Work to complete: Write out each line exactly as given. Leave the pictures out of your copy.

┏━━

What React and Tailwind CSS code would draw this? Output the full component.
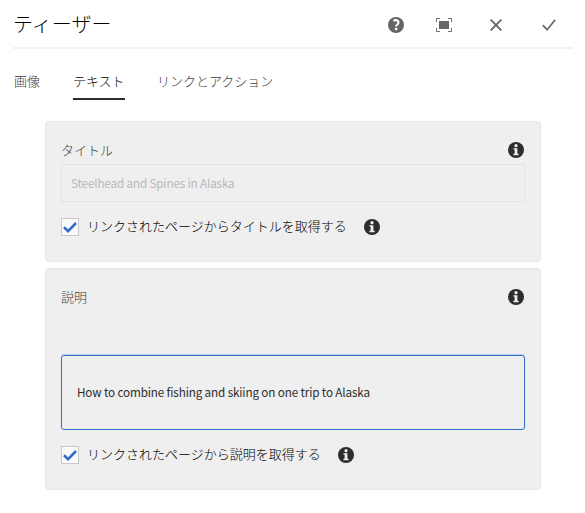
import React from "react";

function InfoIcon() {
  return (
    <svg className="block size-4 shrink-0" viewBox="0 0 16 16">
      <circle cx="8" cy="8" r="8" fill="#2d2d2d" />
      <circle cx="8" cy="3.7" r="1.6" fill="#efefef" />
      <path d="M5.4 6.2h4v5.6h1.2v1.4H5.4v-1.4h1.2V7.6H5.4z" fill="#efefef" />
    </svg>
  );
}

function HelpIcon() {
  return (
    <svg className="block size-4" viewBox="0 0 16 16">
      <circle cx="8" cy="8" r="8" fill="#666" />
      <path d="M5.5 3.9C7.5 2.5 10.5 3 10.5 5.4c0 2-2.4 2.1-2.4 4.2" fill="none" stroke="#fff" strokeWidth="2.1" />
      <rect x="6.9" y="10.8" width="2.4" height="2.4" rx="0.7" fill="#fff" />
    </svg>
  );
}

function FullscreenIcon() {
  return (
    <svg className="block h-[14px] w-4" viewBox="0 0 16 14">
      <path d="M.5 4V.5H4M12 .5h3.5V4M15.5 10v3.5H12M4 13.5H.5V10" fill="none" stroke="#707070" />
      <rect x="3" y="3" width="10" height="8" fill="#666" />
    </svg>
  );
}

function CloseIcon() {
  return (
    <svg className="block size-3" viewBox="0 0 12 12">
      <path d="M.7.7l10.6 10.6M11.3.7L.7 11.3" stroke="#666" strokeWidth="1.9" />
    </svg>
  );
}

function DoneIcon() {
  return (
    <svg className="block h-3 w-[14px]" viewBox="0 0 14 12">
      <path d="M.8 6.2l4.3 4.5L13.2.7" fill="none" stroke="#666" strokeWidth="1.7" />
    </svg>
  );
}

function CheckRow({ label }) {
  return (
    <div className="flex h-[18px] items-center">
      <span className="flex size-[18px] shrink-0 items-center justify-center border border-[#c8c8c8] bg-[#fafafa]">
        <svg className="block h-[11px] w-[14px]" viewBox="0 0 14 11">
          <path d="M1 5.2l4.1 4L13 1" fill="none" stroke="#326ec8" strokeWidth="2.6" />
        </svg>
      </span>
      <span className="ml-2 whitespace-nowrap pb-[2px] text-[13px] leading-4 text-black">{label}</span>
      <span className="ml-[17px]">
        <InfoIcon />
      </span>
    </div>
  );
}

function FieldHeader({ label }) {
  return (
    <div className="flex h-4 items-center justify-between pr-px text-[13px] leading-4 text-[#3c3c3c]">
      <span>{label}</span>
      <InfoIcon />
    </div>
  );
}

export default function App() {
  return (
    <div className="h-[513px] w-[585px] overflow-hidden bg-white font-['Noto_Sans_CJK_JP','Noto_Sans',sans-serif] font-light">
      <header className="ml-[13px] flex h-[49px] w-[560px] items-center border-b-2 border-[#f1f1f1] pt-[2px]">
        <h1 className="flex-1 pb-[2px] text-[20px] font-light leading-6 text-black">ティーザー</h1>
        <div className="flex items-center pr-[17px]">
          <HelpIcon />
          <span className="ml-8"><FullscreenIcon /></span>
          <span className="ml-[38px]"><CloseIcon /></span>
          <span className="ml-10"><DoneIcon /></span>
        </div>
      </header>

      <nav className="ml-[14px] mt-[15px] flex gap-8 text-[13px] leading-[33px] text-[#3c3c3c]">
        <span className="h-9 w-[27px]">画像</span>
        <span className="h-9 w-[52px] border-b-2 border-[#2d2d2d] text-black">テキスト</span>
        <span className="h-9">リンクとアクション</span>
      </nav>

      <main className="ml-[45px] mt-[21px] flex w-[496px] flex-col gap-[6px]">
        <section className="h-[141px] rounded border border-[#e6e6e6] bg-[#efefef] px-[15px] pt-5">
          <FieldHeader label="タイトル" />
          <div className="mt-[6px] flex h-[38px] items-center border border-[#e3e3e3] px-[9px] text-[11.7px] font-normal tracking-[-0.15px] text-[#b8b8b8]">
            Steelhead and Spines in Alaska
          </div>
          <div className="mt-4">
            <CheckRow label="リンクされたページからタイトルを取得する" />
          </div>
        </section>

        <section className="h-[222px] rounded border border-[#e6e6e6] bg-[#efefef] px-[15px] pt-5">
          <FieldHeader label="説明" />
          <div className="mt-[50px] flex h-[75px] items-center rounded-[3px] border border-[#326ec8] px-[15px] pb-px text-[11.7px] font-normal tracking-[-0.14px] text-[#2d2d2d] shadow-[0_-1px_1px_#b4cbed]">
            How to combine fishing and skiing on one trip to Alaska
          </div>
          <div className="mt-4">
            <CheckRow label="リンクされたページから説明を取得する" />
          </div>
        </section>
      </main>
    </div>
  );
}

┗━━

Solution to this problem:
What React and Tailwind CSS code would draw this? Output the full component.
import React from "react";

function InfoIcon() {
  return (
    <svg className="block size-4 shrink-0" viewBox="0 0 16 16">
      <circle cx="8" cy="8" r="8" fill="#2d2d2d" />
      <circle cx="8" cy="3.7" r="1.6" fill="#efefef" />
      <path d="M5.4 6.2h4v5.6h1.2v1.4H5.4v-1.4h1.2V7.6H5.4z" fill="#efefef" />
    </svg>
  );
}

function HelpIcon() {
  return (
    <svg className="block size-4" viewBox="0 0 16 16">
      <circle cx="8" cy="8" r="8" fill="#666" />
      <path d="M5.5 3.9C7.5 2.5 10.5 3 10.5 5.4c0 2-2.4 2.1-2.4 4.2" fill="none" stroke="#fff" strokeWidth="2.1" />
      <rect x="6.9" y="10.8" width="2.4" height="2.4" rx="0.7" fill="#fff" />
    </svg>
  );
}

function FullscreenIcon() {
  return (
    <svg className="block h-[14px] w-4" viewBox="0 0 16 14">
      <path d="M.5 4V.5H4M12 .5h3.5V4M15.5 10v3.5H12M4 13.5H.5V10" fill="none" stroke="#707070" />
      <rect x="3" y="3" width="10" height="8" fill="#666" />
    </svg>
  );
}

function CloseIcon() {
  return (
    <svg className="block size-3" viewBox="0 0 12 12">
      <path d="M.7.7l10.6 10.6M11.3.7L.7 11.3" stroke="#666" strokeWidth="1.9" />
    </svg>
  );
}

function DoneIcon() {
  return (
    <svg className="block h-3 w-[14px]" viewBox="0 0 14 12">
      <path d="M.8 6.2l4.3 4.5L13.2.7" fill="none" stroke="#666" strokeWidth="1.7" />
    </svg>
  );
}

function CheckRow({ label }) {
  return (
    <div className="flex h-[18px] items-center">
      <span className="flex size-[18px] shrink-0 items-center justify-center border border-[#c8c8c8] bg-[#fafafa]">
        <svg className="block h-[11px] w-[14px]" viewBox="0 0 14 11">
          <path d="M1 5.2l4.1 4L13 1" fill="none" stroke="#326ec8" strokeWidth="2.6" />
        </svg>
      </span>
      <span className="ml-2 whitespace-nowrap pb-[2px] text-[13px] leading-4 text-black">{label}</span>
      <span className="ml-[17px]">
        <InfoIcon />
      </span>
    </div>
  );
}

function FieldHeader({ label }) {
  return (
    <div className="flex h-4 items-center justify-between pr-px text-[13px] leading-4 text-[#3c3c3c]">
      <span>{label}</span>
      <InfoIcon />
    </div>
  );
}

export default function App() {
  return (
    <div className="h-[513px] w-[585px] overflow-hidden bg-white font-['Noto_Sans_CJK_JP','Noto_Sans',sans-serif] font-light">
      <header className="ml-[13px] flex h-[49px] w-[560px] items-center border-b-2 border-[#f1f1f1] pt-[2px]">
        <h1 className="flex-1 pb-[2px] text-[20px] font-light leading-6 text-black">ティーザー</h1>
        <div className="flex items-center pr-[17px]">
          <HelpIcon />
          <span className="ml-8"><FullscreenIcon /></span>
          <span className="ml-[38px]"><CloseIcon /></span>
          <span className="ml-10"><DoneIcon /></span>
        </div>
      </header>

      <nav className="ml-[14px] mt-[15px] flex gap-8 text-[13px] leading-[33px] text-[#3c3c3c]">
        <span className="h-9 w-[27px]">画像</span>
        <span className="h-9 w-[52px] border-b-2 border-[#2d2d2d] text-black">テキスト</span>
        <span className="h-9">リンクとアクション</span>
      </nav>

      <main className="ml-[45px] mt-[21px] flex w-[496px] flex-col gap-[6px]">
        <section className="h-[141px] rounded border border-[#e6e6e6] bg-[#efefef] px-[15px] pt-5">
          <FieldHeader label="タイトル" />
          <div className="mt-[6px] flex h-[38px] items-center border border-[#e3e3e3] px-[9px] text-[11.7px] font-normal tracking-[-0.15px] text-[#b8b8b8]">
            Steelhead and Spines in Alaska
          </div>
          <div className="mt-4">
            <CheckRow label="リンクされたページからタイトルを取得する" />
          </div>
        </section>

        <section className="h-[222px] rounded border border-[#e6e6e6] bg-[#efefef] px-[15px] pt-5">
          <FieldHeader label="説明" />
          <div className="mt-[50px] flex h-[75px] items-center rounded-[3px] border border-[#326ec8] px-[15px] pb-px text-[11.7px] font-normal tracking-[-0.14px] text-[#2d2d2d] shadow-[0_-1px_1px_#b4cbed]">
            How to combine fishing and skiing on one trip to Alaska
          </div>
          <div className="mt-4">
            <CheckRow label="リンクされたページから説明を取得する" />
          </div>
        </section>
      </main>
    </div>
  );
}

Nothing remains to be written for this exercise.